• [WORK INSTRUCTIONS]: For this exercise, output only the lines between the "Give me the" line and the "items-center pl-[13px] border" line, both of them included, and skip all pictures.

• [ENTRIES]:
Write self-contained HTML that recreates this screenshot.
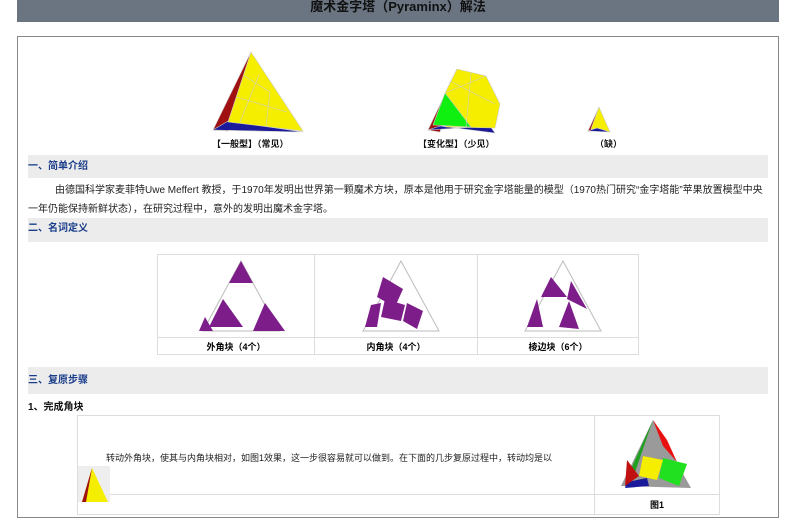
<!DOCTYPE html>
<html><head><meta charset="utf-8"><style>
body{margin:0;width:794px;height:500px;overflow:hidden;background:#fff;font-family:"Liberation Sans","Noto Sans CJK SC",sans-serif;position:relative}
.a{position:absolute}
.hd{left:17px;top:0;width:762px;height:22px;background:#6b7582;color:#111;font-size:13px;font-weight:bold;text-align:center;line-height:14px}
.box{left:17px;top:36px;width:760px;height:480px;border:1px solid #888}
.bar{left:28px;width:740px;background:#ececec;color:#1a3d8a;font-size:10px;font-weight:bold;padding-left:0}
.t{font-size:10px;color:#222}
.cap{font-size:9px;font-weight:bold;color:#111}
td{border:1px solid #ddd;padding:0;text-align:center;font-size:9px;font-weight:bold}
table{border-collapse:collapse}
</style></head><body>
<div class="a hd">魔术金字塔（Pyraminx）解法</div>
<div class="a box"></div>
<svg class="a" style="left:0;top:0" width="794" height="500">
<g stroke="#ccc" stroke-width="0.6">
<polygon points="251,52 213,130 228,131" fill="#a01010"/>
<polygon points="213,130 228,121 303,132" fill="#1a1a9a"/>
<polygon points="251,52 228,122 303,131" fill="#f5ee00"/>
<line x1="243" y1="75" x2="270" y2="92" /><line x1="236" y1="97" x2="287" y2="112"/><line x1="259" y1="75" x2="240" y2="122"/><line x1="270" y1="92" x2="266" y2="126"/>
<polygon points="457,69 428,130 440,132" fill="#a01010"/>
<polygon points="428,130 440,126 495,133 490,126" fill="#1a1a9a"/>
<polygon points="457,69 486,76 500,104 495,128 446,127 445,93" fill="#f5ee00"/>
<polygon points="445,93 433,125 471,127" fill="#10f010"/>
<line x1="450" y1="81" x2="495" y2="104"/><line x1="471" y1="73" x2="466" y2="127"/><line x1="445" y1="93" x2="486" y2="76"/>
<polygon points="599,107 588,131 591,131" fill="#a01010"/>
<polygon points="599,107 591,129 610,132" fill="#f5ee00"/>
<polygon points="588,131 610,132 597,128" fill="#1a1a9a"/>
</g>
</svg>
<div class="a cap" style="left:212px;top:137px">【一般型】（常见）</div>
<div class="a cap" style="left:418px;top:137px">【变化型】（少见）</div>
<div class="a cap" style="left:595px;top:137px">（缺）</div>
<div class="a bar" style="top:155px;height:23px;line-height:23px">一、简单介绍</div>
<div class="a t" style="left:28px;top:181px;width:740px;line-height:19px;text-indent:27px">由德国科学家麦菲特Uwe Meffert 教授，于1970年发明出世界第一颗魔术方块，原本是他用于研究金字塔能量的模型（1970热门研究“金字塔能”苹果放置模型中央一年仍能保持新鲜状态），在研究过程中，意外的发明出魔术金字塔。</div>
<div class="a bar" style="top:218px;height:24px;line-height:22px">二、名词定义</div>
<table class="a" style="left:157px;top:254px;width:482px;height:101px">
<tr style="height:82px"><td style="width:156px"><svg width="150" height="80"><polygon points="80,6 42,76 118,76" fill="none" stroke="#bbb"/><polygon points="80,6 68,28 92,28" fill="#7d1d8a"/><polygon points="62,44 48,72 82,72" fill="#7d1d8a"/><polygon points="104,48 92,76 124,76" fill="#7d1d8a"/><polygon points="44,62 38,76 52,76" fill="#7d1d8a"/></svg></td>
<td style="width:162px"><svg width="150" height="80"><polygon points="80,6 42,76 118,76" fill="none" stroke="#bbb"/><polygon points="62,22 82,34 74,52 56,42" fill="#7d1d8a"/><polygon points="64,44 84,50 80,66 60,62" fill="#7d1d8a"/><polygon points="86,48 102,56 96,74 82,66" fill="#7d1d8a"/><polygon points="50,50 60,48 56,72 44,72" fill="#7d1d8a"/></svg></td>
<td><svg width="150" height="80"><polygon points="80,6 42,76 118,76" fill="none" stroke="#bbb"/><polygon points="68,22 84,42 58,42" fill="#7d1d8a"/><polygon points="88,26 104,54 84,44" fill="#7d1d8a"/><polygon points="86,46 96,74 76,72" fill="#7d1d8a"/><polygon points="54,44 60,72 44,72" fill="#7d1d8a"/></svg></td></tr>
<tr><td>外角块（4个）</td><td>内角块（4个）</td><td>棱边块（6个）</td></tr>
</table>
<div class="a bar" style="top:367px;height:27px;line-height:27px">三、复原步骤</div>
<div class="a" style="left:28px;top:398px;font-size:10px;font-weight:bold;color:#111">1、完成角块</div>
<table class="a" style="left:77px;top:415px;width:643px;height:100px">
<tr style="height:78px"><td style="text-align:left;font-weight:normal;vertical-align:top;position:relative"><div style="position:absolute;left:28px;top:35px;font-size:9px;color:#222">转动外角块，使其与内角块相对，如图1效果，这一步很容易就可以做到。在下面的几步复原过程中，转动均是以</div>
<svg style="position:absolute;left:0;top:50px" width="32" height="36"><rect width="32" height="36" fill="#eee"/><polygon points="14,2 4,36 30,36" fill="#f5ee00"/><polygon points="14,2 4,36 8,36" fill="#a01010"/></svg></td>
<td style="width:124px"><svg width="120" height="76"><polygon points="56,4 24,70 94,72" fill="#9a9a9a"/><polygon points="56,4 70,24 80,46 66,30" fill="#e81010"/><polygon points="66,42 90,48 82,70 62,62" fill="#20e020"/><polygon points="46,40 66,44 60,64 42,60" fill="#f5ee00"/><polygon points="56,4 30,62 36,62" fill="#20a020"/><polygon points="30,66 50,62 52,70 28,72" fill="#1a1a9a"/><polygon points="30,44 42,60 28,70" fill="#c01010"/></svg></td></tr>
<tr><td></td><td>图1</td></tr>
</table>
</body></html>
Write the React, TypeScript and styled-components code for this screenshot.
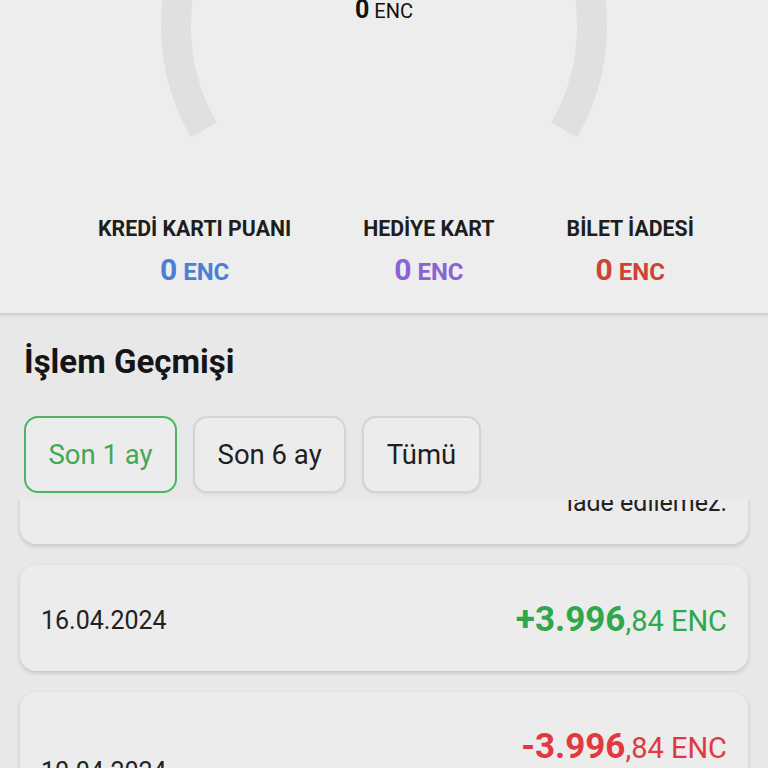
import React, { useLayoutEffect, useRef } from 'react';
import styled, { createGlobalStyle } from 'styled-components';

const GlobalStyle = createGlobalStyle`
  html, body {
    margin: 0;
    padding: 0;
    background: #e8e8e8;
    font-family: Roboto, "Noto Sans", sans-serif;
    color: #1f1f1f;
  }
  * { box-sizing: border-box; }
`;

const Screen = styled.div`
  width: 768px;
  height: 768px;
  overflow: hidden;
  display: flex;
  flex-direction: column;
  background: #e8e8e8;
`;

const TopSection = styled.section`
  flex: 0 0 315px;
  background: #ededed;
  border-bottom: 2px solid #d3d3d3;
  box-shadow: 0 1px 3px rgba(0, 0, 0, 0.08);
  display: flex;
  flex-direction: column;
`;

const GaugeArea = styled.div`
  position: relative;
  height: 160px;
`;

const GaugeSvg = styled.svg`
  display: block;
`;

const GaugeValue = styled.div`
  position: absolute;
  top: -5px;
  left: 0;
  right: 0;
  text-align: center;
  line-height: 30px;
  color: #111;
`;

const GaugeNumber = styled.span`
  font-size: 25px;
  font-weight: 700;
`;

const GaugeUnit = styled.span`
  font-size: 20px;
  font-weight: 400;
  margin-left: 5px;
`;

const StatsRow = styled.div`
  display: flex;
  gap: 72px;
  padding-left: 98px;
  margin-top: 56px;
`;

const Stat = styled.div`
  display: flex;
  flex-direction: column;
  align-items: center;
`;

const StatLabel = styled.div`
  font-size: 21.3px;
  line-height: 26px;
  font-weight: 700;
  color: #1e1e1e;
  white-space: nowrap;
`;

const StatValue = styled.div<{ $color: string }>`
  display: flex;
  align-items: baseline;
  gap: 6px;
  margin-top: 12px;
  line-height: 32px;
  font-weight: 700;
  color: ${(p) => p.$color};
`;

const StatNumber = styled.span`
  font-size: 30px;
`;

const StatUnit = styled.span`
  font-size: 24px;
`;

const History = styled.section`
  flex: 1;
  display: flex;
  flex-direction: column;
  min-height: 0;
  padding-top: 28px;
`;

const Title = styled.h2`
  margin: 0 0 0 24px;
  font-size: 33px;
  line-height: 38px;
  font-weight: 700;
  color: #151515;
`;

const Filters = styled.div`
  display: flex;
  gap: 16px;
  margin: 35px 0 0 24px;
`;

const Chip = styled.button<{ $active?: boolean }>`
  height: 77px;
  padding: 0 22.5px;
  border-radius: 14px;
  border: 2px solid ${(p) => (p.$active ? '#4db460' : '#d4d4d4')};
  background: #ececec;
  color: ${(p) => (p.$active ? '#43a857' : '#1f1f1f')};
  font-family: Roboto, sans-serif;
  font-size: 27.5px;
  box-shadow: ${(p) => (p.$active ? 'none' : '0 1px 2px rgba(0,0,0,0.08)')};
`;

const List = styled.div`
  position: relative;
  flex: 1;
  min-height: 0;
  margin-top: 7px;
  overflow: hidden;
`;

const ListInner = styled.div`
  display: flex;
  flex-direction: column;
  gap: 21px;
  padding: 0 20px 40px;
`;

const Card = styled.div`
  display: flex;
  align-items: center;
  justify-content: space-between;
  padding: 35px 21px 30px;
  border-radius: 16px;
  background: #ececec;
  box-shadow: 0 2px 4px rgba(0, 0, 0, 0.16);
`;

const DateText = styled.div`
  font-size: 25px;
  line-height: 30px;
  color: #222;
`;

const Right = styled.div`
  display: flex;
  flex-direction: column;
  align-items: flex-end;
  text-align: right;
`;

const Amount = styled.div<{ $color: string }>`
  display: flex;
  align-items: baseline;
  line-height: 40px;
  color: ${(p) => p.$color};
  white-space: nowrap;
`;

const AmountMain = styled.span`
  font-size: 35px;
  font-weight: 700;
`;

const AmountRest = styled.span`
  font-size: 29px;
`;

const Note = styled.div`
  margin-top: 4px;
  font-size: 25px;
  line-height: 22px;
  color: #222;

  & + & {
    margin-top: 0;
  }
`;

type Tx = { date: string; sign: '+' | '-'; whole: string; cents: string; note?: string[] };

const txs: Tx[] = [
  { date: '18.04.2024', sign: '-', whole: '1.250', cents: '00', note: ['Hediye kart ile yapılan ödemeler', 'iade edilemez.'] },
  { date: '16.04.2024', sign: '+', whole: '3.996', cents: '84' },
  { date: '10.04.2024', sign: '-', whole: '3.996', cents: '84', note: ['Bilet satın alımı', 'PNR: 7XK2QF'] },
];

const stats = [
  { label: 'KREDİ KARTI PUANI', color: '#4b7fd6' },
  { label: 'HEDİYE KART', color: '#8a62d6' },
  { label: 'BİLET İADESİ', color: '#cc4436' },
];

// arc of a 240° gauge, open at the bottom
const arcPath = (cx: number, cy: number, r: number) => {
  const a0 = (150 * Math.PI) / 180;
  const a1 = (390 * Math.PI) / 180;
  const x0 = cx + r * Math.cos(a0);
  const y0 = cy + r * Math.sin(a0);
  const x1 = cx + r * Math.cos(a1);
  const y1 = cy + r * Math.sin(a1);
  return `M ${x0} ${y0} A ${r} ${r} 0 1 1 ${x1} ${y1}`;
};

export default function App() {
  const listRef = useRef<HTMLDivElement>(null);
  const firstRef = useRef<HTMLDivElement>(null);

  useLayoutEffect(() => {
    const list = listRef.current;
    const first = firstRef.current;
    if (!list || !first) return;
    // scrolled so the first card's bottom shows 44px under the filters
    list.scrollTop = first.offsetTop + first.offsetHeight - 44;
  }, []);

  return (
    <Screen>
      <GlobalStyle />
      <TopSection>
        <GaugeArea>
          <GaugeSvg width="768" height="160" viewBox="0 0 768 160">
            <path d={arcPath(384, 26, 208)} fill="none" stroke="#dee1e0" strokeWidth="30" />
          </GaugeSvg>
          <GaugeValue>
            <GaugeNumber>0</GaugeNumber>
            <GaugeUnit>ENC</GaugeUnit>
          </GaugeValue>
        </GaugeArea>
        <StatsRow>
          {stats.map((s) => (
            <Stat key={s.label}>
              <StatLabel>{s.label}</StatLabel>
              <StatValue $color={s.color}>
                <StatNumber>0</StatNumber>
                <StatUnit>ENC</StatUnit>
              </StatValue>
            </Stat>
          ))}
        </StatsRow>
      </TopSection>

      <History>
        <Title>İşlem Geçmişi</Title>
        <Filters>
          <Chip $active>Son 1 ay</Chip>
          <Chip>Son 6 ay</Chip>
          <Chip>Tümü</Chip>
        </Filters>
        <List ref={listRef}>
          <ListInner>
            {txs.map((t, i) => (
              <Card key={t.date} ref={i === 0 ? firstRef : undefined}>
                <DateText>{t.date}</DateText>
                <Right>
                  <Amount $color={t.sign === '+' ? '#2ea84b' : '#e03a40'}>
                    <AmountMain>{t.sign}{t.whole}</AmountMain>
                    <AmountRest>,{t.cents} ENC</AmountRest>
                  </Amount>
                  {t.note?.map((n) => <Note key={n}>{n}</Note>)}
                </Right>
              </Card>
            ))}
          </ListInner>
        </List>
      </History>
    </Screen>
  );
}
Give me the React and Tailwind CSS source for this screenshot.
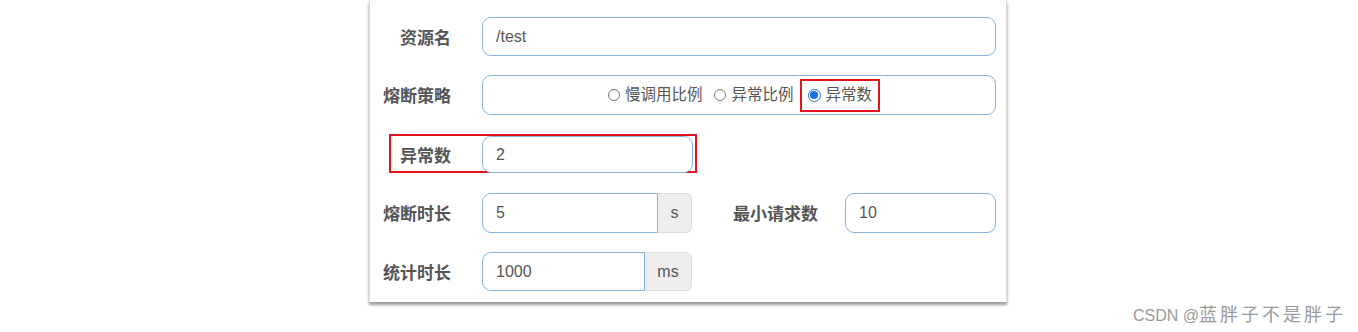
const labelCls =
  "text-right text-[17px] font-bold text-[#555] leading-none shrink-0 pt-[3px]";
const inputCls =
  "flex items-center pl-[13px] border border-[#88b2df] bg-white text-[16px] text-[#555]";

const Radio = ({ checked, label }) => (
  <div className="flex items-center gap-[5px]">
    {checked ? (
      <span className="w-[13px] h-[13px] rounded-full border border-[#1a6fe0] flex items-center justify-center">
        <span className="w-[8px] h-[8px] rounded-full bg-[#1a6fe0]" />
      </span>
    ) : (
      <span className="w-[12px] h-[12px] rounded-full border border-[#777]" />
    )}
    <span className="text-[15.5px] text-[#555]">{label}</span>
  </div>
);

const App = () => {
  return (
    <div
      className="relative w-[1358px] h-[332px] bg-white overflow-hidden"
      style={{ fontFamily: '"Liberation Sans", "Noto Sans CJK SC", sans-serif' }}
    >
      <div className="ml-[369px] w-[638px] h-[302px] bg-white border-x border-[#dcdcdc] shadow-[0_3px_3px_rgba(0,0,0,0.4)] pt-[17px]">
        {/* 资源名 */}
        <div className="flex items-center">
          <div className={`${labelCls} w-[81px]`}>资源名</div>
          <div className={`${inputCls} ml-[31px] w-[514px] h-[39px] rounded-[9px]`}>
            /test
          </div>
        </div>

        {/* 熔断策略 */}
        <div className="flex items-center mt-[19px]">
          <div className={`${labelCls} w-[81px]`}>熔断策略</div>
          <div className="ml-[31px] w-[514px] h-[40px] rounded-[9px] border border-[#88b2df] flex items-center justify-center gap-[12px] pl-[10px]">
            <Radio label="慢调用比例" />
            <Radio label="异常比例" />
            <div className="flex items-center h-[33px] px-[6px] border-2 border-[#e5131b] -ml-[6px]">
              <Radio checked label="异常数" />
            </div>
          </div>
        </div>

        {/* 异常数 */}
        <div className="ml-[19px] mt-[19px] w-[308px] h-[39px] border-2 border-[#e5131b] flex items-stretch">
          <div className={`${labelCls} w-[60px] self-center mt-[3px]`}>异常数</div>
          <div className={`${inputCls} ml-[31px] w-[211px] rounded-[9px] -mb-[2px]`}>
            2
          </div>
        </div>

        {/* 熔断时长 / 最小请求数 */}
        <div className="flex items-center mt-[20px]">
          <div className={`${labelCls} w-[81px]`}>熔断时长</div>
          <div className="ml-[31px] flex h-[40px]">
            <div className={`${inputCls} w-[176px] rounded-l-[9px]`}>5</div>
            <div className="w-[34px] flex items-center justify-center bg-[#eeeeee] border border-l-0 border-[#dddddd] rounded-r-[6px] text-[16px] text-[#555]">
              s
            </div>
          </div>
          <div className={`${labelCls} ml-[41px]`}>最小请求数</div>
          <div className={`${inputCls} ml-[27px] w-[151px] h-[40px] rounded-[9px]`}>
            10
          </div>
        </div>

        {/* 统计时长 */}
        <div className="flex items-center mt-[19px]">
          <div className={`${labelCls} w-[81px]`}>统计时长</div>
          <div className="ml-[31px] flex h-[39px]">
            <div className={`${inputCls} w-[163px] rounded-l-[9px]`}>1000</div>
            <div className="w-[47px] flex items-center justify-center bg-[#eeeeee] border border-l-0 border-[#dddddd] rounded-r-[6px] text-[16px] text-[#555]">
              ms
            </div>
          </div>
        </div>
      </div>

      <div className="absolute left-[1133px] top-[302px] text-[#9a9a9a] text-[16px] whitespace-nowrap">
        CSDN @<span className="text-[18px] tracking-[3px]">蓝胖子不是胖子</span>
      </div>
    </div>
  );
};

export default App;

• [RESPONSE BELOW]:
Give me the React and Tailwind CSS source for this screenshot.
const labelCls =
  "text-right text-[17px] font-bold text-[#555] leading-none shrink-0 pt-[3px]";
const inputCls =
  "flex items-center pl-[13px] border border-[#88b2df] bg-white text-[16px] text-[#555]";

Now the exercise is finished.